Isso me fez lembrar um “boa noite” de Dom Bosco aos noviços, no final de dezembro de 1875. Ele disse, comentando a parábola da pérola preciosa: “A pérola, a joia mais preciosa que um jovem possa procurar, é a própria vocação. Trata-se de procurá-la com solicitude, e outras virão juntas; ela não pode ficar sozinha, mas ela conduz as outras virtudes atrás de si, como diz a Escritura: ‘todos os bens me vieram junto com ela’ (Sb 7,11).” (MB, vol. XI, 2022, p. 398).
Vocação, portanto, é descobrir que Jesus é um amigo, a pérola preciosa (CV, 287), e que os mediadores dessa amizade somos nós que estamos com os jovens. O dom da vocação é presente (CV, 289), ação do Espírito Santo. Nunca é um dever, mas a valorização do que a pessoa é, então, requer escuta, acompanhamento, oração. Requer tempo de dedicação ao outro (CV, 292). Ajudar a discernir o apelo de Deus, saber entender a pessoa que questiona, saber escutar e compreender; tudo isso envolve o discernimento ativo, pois é neste processo que nascem as inquietações mais profundas da pessoa.

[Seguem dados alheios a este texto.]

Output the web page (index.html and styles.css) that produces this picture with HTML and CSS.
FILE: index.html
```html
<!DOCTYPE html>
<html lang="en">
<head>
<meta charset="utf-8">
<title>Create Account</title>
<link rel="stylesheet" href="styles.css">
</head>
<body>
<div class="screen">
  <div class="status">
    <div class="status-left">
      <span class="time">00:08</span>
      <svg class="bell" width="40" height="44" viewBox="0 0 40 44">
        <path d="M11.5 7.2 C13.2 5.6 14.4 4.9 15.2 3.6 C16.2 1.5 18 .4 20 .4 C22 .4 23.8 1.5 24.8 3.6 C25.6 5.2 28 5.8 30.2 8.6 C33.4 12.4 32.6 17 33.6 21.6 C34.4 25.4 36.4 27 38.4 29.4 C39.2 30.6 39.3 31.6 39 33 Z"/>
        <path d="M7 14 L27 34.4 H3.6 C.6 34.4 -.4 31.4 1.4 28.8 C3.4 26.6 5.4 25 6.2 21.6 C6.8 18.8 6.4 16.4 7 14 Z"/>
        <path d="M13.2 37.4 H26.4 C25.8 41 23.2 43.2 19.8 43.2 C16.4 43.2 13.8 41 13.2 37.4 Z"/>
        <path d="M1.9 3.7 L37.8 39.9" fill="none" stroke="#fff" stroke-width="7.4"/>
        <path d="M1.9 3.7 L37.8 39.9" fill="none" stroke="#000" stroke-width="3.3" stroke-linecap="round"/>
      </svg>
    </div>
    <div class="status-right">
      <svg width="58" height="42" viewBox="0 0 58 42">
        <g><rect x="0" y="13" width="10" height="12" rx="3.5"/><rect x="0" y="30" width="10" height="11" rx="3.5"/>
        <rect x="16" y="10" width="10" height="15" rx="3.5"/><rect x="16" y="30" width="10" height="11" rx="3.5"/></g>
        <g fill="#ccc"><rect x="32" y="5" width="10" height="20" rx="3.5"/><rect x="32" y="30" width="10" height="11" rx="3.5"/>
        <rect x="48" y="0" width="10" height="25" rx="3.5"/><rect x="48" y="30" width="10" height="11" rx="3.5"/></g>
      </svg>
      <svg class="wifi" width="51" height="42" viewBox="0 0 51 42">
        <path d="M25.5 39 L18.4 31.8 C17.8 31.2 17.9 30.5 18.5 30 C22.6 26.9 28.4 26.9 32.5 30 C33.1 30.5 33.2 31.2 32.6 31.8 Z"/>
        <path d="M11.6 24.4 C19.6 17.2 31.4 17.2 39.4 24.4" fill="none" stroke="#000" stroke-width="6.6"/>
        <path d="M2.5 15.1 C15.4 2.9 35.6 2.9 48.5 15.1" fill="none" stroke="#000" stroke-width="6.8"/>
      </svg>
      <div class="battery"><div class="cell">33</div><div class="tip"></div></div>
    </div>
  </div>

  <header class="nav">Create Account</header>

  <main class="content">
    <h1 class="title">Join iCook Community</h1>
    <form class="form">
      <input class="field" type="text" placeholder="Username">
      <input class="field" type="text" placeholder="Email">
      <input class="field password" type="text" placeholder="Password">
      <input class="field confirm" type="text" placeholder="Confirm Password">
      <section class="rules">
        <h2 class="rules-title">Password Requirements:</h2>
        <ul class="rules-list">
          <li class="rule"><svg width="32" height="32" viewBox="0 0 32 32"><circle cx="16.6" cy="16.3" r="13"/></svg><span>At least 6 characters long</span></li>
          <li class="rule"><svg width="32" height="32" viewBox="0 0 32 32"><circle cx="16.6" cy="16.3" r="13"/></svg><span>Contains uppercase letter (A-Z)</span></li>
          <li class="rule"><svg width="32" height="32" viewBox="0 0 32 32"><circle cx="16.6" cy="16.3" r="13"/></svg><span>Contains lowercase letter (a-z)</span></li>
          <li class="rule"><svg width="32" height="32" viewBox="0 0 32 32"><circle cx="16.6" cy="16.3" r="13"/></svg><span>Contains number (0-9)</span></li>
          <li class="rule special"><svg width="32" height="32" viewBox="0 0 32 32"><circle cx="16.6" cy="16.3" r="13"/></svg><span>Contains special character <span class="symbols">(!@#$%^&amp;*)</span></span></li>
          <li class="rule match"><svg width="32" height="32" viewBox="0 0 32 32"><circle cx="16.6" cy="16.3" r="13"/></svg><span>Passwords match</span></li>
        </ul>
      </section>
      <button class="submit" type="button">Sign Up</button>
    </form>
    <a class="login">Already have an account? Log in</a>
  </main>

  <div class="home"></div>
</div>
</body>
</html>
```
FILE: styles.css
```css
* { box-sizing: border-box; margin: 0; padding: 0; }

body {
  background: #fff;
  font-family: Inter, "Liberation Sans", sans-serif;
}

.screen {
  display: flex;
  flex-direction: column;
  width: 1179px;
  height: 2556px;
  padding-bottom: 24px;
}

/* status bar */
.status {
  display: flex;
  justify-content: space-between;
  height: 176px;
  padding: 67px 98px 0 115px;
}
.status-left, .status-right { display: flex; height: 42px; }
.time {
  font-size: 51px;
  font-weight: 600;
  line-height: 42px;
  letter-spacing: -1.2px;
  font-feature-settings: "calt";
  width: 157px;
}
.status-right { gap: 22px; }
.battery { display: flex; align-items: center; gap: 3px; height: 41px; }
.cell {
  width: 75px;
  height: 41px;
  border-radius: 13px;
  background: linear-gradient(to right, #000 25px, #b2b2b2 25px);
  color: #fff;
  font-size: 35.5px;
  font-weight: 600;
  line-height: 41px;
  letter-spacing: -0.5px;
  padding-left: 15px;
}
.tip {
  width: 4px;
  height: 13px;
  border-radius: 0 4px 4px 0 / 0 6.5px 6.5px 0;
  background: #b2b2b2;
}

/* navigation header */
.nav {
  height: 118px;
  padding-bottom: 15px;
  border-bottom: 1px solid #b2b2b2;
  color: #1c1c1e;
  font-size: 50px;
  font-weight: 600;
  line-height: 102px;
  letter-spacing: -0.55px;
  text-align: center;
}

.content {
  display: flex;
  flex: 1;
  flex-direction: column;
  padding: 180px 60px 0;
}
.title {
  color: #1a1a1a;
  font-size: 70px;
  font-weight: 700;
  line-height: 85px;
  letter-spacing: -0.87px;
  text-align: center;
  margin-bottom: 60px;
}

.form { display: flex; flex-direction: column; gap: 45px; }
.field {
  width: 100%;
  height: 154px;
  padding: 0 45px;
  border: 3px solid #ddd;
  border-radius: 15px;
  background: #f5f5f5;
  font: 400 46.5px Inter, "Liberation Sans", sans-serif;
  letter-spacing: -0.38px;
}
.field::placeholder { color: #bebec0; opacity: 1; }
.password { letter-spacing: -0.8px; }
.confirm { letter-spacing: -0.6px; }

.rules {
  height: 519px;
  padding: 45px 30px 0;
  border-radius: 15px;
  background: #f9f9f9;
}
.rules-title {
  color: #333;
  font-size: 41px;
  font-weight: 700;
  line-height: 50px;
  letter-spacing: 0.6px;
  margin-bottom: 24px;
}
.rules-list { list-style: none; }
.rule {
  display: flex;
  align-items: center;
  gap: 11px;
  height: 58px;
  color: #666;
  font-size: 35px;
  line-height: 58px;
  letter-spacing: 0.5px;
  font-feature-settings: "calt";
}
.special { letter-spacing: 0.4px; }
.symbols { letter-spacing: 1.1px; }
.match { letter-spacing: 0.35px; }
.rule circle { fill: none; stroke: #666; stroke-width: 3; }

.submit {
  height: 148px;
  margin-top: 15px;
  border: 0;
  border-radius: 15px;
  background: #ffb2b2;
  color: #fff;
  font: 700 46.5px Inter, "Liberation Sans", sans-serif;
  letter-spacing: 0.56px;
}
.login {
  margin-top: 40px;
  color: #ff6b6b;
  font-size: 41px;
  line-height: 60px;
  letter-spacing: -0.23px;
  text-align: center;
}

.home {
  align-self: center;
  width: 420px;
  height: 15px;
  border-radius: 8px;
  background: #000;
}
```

Teremos vocações urbanas? Com certeza, pois Deus continua chamando como chamou Abraão, Moisés, Maria, Paulo, João, André, Mateus, São João Bosco, Santa Maria Mazzarello, São Carlo Acutis e tantos e tantas. Todos foram tocados pela voz interior, “tenho sede”, e souberam responder no cenário do seu próprio tempo, com as mediações que tiveram.

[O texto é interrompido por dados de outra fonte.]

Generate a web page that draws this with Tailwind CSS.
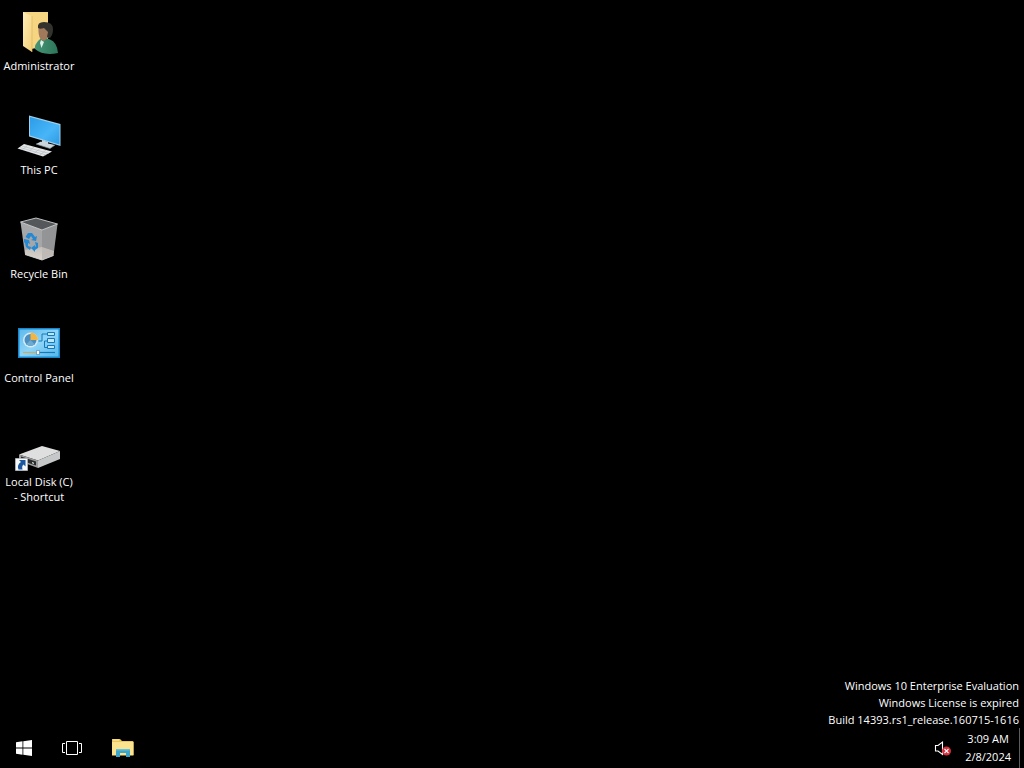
<!DOCTYPE html>
<html lang="en">
<head>
<meta charset="utf-8">
<title>Desktop</title>
<script src="https://cdn.jsdelivr.net/npm/@tailwindcss/browser@4"></script>
</head>
<body class="bg-black text-white font-['Open_Sans','Noto_Sans',sans-serif] text-[11px]">
<div class="min-h-screen flex flex-col">
  <main class="flex-1 flex justify-between">
    <nav aria-label="Desktop icons" class="w-[78px] flex flex-col gap-2 pt-2">
      <button class="h-24 flex flex-col items-center gap-[2px] leading-[15px]">
        <svg class="size-12 shrink-0" viewBox="15 8 48 48" aria-hidden="true">
          <defs>
            <linearGradient id="fold" x1="0" x2="1" y1="0" y2="1"><stop offset="0" stop-color="#ffeeb8"/><stop offset="1" stop-color="#f3cf78"/></linearGradient>
            <linearGradient id="coat" x1="0" x2="1"><stop offset="0" stop-color="#459577"/><stop offset="1" stop-color="#2d7558"/></linearGradient>
          </defs>
          <path d="M23 12H48V46L31 49L23 45Z" fill="#f5d582"/>
          <path d="M23 12L32 16V52L23 46Z" fill="url(#fold)"/>
          <path d="M32 16V52" stroke="#ddb65e" stroke-width=".7"/>
          <path d="M35 49Q34 45 39 40L43 37L50 39.500Q57 42 58 53Q43 56 35 49Z" fill="url(#coat)"/>
          <path d="M41 40L44 42L41.500 48L40 43Z" fill="#dff0e8"/>
          <path d="M38.500 28Q39 23 45 23Q51 24 51 30Q51 37 47 38.500L44 41L40.500 39Q38 35 38.500 28Z" fill="#a17a5c"/>
          <path d="M38 28Q37 22 44 22Q53 22 53 29Q53 35 50 38L47 37L48 32L44 28Q40 29.500 38 28Z" fill="#33322d"/>
        </svg>
        <span class="whitespace-nowrap">Administrator</span>
      </button>
      <button class="h-24 flex flex-col items-center gap-[2px] leading-[15px]">
        <svg class="size-12 shrink-0" viewBox="15 112 48 48" aria-hidden="true">
          <defs><linearGradient id="scr" x1="0" x2="1" y1="0" y2="1"><stop offset="0" stop-color="#2b9ce8"/><stop offset=".6" stop-color="#48b5f8"/><stop offset="1" stop-color="#2e9ae2"/></linearGradient></defs>
          <path d="M29 115.500L60.500 124V146L29 136.500Z" fill="#9fcfeb"/>
          <path d="M30 117L59.500 125V144.500L30 135.500Z" fill="url(#scr)"/>
          <path d="M42 140L48 142V143.500L55 145L50 148.500L36 144L41 141.500L42 142Z" fill="#cbd6dc"/>
          <path d="M36 144L50 148.500L55 145" fill="none" stroke="#8d9498" stroke-width=".7"/>
          <path d="M24 144L52 151.500L43 156.500L17.500 148.500Z" fill="#e4e6e8"/>
          <path d="M22 146L49 153.500M20 147.500L46 155M28 145L22 150M34 147L28 152M40 148.500L34 153.500M46 150L40 155" stroke="#a9afb3" stroke-width=".5"/>
        </svg>
        <span class="whitespace-nowrap">This PC</span>
      </button>
      <button class="h-24 flex flex-col items-center gap-[2px] leading-[15px]">
        <svg class="size-12 shrink-0" viewBox="15 216 48 48" aria-hidden="true">
          <defs><linearGradient id="bin" x1="0" x2="0" y1="0" y2="1"><stop offset="0" stop-color="#a5a7a9"/><stop offset=".7" stop-color="#a4a6a8"/><stop offset="1" stop-color="#d8d3ce"/></linearGradient></defs>
          <path d="M20.500 222L36 218L57.500 224L42 230Z" fill="#55585a"/>
          <path d="M20.500 222L42 230V260L25 254.500Z" fill="url(#bin)"/>
          <path d="M42 230L57.500 224L53.500 255.500L42 260Z" fill="#929496"/>
          <path d="M25 250L42 247L54 251L53.500 255.500L42 260L25 254.500Z" fill="#ddd3cb" opacity=".6"/>
          <path d="M20.500 222L36 218L57.500 224L42 230ZM25 254.500L42 260L53.500 255.500" fill="none" stroke="#d0d2d3" stroke-width=".9"/>
          <g fill="#2488d3">
            <path d="M28 233L32 233L35 237L37 236L36 241L31 240L33 239L31 236L29 239L25.500 237Z"/>
            <path d="M24 239L29 240L30 244L28 243L28 246L31 247L30 250L26 247L25 243L24 242Z"/>
            <path d="M35 242L38 243L38 248L35 250V252L31 248L35 245V247L36 246Z"/>
          </g>
        </svg>
        <span class="whitespace-nowrap">Recycle Bin</span>
      </button>
      <button class="h-24 flex flex-col items-center gap-[2px] leading-[15px]">
        <svg class="size-12 shrink-0" viewBox="15 320 48 48" aria-hidden="true">
          <defs><linearGradient id="cp" x1="0" x2="1" y1="0" y2="1"><stop offset="0" stop-color="#5fb9ec"/><stop offset=".5" stop-color="#8ed5f8"/><stop offset="1" stop-color="#55b7ed"/></linearGradient></defs>
          <path d="M18 328H60V358H18Z" fill="#1688cd"/>
          <path d="M19.500 329.500H58.500V356.500H19.500Z" fill="url(#cp)"/>
          <circle cx="30.500" cy="340" r="7.500" fill="#d5ecf8"/>
          <circle cx="30.500" cy="340" r="6" fill="#4a8fc0"/>
          <path d="M30.500 340L26.200 344.300A6 6 0 0 0 34.700 344.300Z" fill="#6ea9d0"/>
          <path d="M30.500 332.500A7.500 7.500 0 0 1 38 340H30.500Z" fill="#f2b544"/>
          <path d="M38.500 341H42V334H47M47 341H44.500V347.500H47" fill="none" stroke="#1778b5" stroke-width="1"/>
          <path d="M47.500 332.500H54.500V335.500H47.500ZM47.500 338.500H54.500V342.500H47.500ZM47.500 345.500H54.500V348.500H47.500Z" fill="#bce7fc" stroke="#1778b5"/>
          <path d="M23 352.500H37" stroke="#c7ad68" stroke-width="1.200"/>
          <path d="M39 352.500H55" stroke="#1778b5" stroke-width="1.200"/>
          <path d="M36.500 350.500H39.500V354.500H36.500Z" fill="#fff" stroke="#427da3" stroke-width=".6"/>
        </svg>
        <span class="whitespace-nowrap">Control Panel</span>
      </button>
      <button class="h-24 flex flex-col items-center gap-[2px] leading-[15px]">
        <svg class="size-12 shrink-0" viewBox="15 424 48 48" aria-hidden="true">
          <path d="M19 454.500L42 446L60 451L38 460.500Z" fill="#dfdfdf"/>
          <path d="M38 460.500L60 451V459L38 468Z" fill="#c6c7c8"/>
          <path d="M19 454.500L38 460.500V468L19 461Z" fill="#9d9e9f"/>
          <path d="M21 456.500L36 461.500V465.500L21 460.500Z" fill="#2b2c2d"/>
          <path d="M32 462L34 462.700V464L32 463.300Z" fill="#cfe9da"/>
          <path d="M15.500 458.500H27.500V470.500H15.500Z" fill="#f7f8fa" stroke="#b5b9bf" stroke-width=".8"/>
          <path d="M19 460H25.500V466.500L23.500 464.500Q21.500 466 22.500 469.500H18.500Q16.500 465 21 462Z" fill="#1d579f"/>
        </svg>
        <span class="whitespace-nowrap">Local Disk (C)<br>- Shortcut</span>
      </button>
    </nav>
    <div class="self-end pr-[5px] text-right leading-[17px]">
      <p>Windows 10 Enterprise Evaluation</p>
      <p>Windows License is expired</p>
      <p>Build 14393.rs1_release.160715-1616</p>
    </div>
  </main>
  <footer class="h-10 flex items-stretch justify-between">
    <div class="flex">
      <button aria-label="Start" class="w-12 flex items-center justify-center">
        <svg class="size-4" viewBox="0 0 16 16" fill="#fff"><path d="M0 2.200L6.500 1.300V7.500H0ZM7.300 1.200L16 0V7.500H7.300ZM0 8.400H6.500V14.700L0 13.800ZM7.300 8.400H16V16L7.300 14.800Z"/></svg>
      </button>
      <button aria-label="Task View" class="w-12 flex items-center justify-center">
        <svg class="w-5 h-4" viewBox="0 0 20 16" fill="none" stroke="#fff"><path d="M4.500 1.500H15.500V14.500H4.500ZM3 3.500H.5V12.500H3M17 3.500H19.500V12.500H17"/></svg>
      </button>
      <button aria-label="File Explorer" class="ml-[3px] w-12 flex items-center justify-center">
        <svg class="size-6" viewBox="111 736 24 24">
          <path d="M112 739H120L122 741H132.500Q133.500 741 133.500 742V755H112Z" fill="#eac65b"/>
          <path d="M112 742H133.500V755.500H112Z" fill="#fbe38e"/>
          <path d="M113 740H119" stroke="#fff0b0"/>
          <path d="M116 749H130V757H126V753H120V757H116Z" fill="#3ba5cb"/>
          <path d="M116 749H130V750.500H116Z" fill="#67c0dc"/>
        </svg>
      </button>
    </div>
    <div class="flex items-center">
      <button aria-label="Volume" class="mr-3">
        <svg class="size-5 block" viewBox="933 738 20 20">
          <path d="M935.500 745.500H938L942.500 742V754.500L938 751H935.500Z" fill="none" stroke="#fff" stroke-width="1.100"/>
          <circle cx="946.500" cy="751" r="4.500" fill="#d32f3c"/>
          <path d="M944.500 749L948.500 753M948.500 749L944.500 753" stroke="#fff" stroke-width="1.100"/>
        </svg>
      </button>
      <button class="leading-[18px] text-center mr-2 self-stretch">3:09 AM<br>2/8/2024</button>
      <button aria-label="Show desktop" class="w-[5px] self-stretch border-l border-[#5c5c5c]"></button>
    </div>
  </footer>
</div>
</body>
</html>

No entanto, faz-se urgente uma Pastoral Juvenil renovada e sinodal. Grupos fechados, guetos vocacionais, propostas de interesses pessoais, ausência de comunidade cristã de vivência e experiência de fé e perda das raízes culturais não abrem para a busca e crescimento, mas criam caminhos subjetivos, baseados na busca de sucesso, fama, vida cômoda e mudança de status social, com a fuga do que é fundamental: o seguimento de Jesus Cristo.
No contexto urbano, os atrativos são muitos e as distrações, enormes. Apesar disso, acredito que as perspectivas aqui expostas podem inquietar, mas nunca permitir a perda da esperança de que é possível ainda convocar, ajudar a buscar, a crescer e a dizer: “Sim, aqui estou!”.